An attack, two duels, and two victories while the planes were traveling less than a quarter of a mile, at over 100 miles an hour! Time, perhaps ten seconds.
It was Bishop, according to reports, who invented the plan of diving down and shooting the Germans from behind during an attack. He did not discuss the origin of the idea, but denied that it did much damage. Oh, yes, an occasional machine gun nest, but, then, there are only a few men in these. The real effect was moral. It distracts the Hun to be shot in the back. Also it greatly encourages the infantry who are charging.
“They cheer like mad,” he grinned. “They think we are killing thousands of Huns.”
Traditions gather thick around such a man. Tommy has no demigods in his religion, but he does the best he can with his heroes. So Tommy says that Bishop brought down nine machines in a two-hour fight one day. But Tommy’s best story of him is given to illustrate the nerve which enjoys being called on to fight for life on a split second’s notice.
A Hun flier had used an incendiary bullet on Bishop’s petrol tank that did work, Tommy reports. The battle had been at a low altitude, about two miles up. Bishop’s plane flamed up, and he fell. He was on the point of jumping and had loosed the straps that held him into the fuselage. Airmen dislike being burned to death. But he decided to make a try for life at the risk of this, and after he had fallen 4,000 feet or so took the levers again and pulled up the nose of the plane, straightening her out. Of course, his engine was out, so he began to tail dive, and went a few more thousand feet that way. Then he succeeded in straightening her out once more, but side-slipped, and finally banked just as he struck. One wing of his flaming machine hit first and broke the fall. The loosened straps let him jump clear. He was just behind the British lines, and Tommy rushed up and gathered him in and extinguished the fire in his blazing clothing.
He was not hurt.
THE WATCH-DOGS OF THE TRENCHES
THERE are stories a-plenty of the dash and fire of youth in the trenches. But by no means are all the men young who are battling on the front in France. There are the territorials, the line defenders, the men of the provinces, with wives and children at home.
“They are wonderful, these older fellows,” said an officer enthusiastically, after a visit to the trenches. “They ought to be decorated—every one of them!”
It is of these watch-dogs of the trenches that René Bazin has written in _Lisez-Moi_, and the article, translated by Mary L. Stevenson, is printed in the Chicago _Tribune_. Mr. Bazin says:
I am proud of the young fighters, but those I am proudest of are the older ones. These have passed the age when the hot blood coursing through their veins drives them to adventure; they are leaving behind wife, children, present responsibilities, and future plans—those things hardest to cast off. Leaving all this, as they have done, without a moment’s hesitation, is proof enough of their courage. And from the beginning of the war to the present time I have never talked to a solitary commanding officer that he has not eulogized his territorials.

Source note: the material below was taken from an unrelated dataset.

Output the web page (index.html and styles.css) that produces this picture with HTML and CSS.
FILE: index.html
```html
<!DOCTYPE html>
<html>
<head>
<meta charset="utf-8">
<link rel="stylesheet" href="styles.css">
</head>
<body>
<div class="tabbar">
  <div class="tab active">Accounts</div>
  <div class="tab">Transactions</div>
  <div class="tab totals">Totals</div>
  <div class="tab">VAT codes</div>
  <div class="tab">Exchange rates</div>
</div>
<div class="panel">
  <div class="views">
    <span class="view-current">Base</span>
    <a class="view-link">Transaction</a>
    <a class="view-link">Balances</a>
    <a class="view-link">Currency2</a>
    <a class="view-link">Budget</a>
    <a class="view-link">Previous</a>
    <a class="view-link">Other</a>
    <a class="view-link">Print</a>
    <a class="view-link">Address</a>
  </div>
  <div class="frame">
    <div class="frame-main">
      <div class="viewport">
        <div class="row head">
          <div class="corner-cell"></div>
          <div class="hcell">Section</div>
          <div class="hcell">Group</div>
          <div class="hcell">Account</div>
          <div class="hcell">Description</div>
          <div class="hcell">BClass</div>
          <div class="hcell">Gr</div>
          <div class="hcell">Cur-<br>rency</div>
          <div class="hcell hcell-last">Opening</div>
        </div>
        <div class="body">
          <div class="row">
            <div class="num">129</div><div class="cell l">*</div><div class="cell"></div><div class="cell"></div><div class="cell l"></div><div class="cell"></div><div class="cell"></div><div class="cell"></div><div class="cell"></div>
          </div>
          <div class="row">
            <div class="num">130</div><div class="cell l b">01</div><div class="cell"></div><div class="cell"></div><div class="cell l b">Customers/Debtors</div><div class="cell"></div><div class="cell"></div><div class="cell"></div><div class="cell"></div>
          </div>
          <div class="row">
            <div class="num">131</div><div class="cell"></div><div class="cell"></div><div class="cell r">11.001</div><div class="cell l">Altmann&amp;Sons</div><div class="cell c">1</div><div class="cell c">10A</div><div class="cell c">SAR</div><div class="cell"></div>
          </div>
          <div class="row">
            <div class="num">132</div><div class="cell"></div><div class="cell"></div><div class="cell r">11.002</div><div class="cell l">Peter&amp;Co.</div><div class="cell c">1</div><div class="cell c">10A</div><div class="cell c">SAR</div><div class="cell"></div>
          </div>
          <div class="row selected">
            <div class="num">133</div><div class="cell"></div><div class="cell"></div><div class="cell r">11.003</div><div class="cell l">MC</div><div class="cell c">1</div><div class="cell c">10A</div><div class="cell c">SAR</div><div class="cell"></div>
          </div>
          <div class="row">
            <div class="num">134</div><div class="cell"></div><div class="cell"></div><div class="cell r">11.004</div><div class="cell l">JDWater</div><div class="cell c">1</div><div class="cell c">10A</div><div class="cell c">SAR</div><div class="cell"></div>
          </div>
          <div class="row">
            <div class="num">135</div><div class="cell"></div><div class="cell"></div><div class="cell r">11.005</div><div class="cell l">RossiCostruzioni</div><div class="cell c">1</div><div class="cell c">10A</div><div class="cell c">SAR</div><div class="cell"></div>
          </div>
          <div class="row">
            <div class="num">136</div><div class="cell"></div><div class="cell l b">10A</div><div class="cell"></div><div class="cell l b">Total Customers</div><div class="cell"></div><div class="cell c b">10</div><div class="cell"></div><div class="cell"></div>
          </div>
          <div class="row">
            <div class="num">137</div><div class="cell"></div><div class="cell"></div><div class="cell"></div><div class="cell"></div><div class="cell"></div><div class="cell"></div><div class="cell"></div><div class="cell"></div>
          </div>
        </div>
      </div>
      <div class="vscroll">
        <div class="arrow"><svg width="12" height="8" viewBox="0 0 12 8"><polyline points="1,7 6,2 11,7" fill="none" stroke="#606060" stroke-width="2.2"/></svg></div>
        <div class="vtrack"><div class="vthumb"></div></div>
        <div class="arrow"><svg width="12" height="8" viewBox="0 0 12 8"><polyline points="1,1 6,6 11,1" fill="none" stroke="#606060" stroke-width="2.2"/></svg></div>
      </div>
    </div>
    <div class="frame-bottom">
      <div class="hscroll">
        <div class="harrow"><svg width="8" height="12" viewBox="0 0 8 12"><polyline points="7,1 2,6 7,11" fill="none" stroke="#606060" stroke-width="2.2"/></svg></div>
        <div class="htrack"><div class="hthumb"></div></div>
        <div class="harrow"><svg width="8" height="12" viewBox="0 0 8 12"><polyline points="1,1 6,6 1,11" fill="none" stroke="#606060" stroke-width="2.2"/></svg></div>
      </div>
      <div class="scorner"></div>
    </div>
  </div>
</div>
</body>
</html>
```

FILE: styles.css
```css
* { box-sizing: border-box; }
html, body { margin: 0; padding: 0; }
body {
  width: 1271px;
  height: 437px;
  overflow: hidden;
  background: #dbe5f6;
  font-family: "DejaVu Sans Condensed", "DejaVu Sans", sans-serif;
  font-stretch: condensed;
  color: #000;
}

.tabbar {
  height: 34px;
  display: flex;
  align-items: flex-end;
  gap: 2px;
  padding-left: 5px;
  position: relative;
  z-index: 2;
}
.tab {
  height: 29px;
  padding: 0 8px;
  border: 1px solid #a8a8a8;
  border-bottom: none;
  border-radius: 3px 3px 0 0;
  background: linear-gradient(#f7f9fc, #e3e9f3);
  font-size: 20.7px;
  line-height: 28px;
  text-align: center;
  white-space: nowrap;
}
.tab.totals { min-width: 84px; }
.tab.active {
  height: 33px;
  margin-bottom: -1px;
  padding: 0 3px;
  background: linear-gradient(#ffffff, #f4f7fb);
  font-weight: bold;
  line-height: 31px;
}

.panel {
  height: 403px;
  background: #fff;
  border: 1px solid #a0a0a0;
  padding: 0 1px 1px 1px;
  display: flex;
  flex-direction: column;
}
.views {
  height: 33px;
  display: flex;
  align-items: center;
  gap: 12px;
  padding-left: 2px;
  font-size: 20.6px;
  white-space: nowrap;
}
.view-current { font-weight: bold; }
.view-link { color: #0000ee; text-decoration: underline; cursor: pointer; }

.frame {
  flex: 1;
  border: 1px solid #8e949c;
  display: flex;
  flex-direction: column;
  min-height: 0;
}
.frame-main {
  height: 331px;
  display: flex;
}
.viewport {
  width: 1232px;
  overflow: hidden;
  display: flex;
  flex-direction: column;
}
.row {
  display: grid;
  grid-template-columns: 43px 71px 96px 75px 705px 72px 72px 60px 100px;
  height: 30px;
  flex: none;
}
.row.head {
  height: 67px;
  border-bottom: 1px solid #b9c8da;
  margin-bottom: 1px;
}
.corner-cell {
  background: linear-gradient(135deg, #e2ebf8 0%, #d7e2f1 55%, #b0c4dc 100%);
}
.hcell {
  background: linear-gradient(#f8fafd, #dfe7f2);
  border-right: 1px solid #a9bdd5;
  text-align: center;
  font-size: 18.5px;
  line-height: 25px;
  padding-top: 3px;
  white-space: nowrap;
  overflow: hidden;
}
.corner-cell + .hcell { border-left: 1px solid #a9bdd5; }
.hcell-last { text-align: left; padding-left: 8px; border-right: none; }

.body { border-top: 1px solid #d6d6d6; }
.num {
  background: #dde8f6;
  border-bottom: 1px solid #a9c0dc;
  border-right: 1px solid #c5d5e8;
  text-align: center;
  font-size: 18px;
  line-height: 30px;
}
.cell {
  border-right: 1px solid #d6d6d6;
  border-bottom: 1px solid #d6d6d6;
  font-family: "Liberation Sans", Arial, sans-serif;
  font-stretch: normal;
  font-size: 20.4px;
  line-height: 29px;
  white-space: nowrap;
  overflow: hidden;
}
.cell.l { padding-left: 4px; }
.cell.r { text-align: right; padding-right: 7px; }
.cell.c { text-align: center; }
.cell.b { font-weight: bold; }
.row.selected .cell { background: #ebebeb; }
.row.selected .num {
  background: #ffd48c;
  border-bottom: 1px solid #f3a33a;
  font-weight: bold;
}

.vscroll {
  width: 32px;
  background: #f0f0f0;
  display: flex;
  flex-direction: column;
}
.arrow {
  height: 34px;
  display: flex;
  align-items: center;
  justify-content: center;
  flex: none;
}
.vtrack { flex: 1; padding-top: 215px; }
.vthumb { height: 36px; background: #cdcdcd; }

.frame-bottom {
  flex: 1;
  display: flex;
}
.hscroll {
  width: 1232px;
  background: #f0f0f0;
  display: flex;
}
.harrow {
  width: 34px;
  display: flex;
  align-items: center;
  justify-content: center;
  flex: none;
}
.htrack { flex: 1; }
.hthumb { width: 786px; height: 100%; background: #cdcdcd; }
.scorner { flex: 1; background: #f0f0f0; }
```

They are essentially trench defenders, lookout men. The young ones do the coursing. These attack, the others guard. But how they do guard, how they hold the ground, once won! Nearing the front, if you meet them on the march as they are about to be relieved, you can recognize them even from afar by two signs: they march without any military coquetry, even dragging their feet a little, and they have everything with them that they can possibly carry—sacks, blankets, cans, bagpipes, cartridge-boxes, with the neck of a bottle sticking out of their trousers pocket. Even when you get near enough to see their faces many of these men do not look at you; they are intent upon their own thoughts. They know the hard week ahead of them. But the wind and rain are already old friends; the mud of the trenches does not frighten them; patience has long been their lot; they accept death’s lottery, knowing well that they are protecting those they have left behind, and they go at it as to a great task whose harvest may not be reaped or even known until months later.
In truth, these men from the provinces—vine-growers, teamsters, little peasant farmers, the most numerous of all among today’s combatants—will have played a magnificent rôle in the Great War. History will have to proclaim this, in justice to the French villages, and may the Government see fit to honor and aid these silent heroes who will have done so much to save the country.
They disappear quickly, lost in the defiles or swallowed up by the mist, which night has thickened. Once in the trenches, they find the work begun the previous week and which has been carried on by their comrades’ hands, and when it comes their turn to guard the battlements they hide themselves in the same holes in the clay wall. No unnecessary movements, no flurry, no bravados, no setting off of flashes or grenade and bomb-throwing, by which the younger troops immediately show their presence in the trenches, and which only provokes a reply from the enemy.
They are holding fast, but they keep still about it. Suddenly the _Boches_ are coming. There are some splendid sharpshooters in this regiment, and in the attack of the Seventh and in the surprise attempt of the Fourteenth at daybreak it was seen what these men could do. An officer said to me: “They suffer the least loss; they excel in shelters of earthwork, they merge right into the turf.”
Many of the sectors of the front are held by this guard of older men. When the German reserves were hurled in pursuit of the Belgian Army in 1914, threatening the shores of Pas de Calais, a territorial division checked the onslaught of the best troops of the German Empire. Of their work in the trenches, Mr. Bazin writes:
But do not let anyone think theirs is a life of inaction; work is not lacking; even night is a time of reports, of revictualing, of reconnoitering, or repairing barbed-wire entanglements.
When the sector is quiet, however, the territorial enjoys some free hours. He writes a great deal; makes up for all the time past when he wrote almost no letters at all and for all the time to come when he promises himself to leave the pen hidden on the groove of the ink-well, idle on the mantel. One of them said to me: “They have put up a letter-box in my village. What will it be good for after the war—a swallow’s nest?”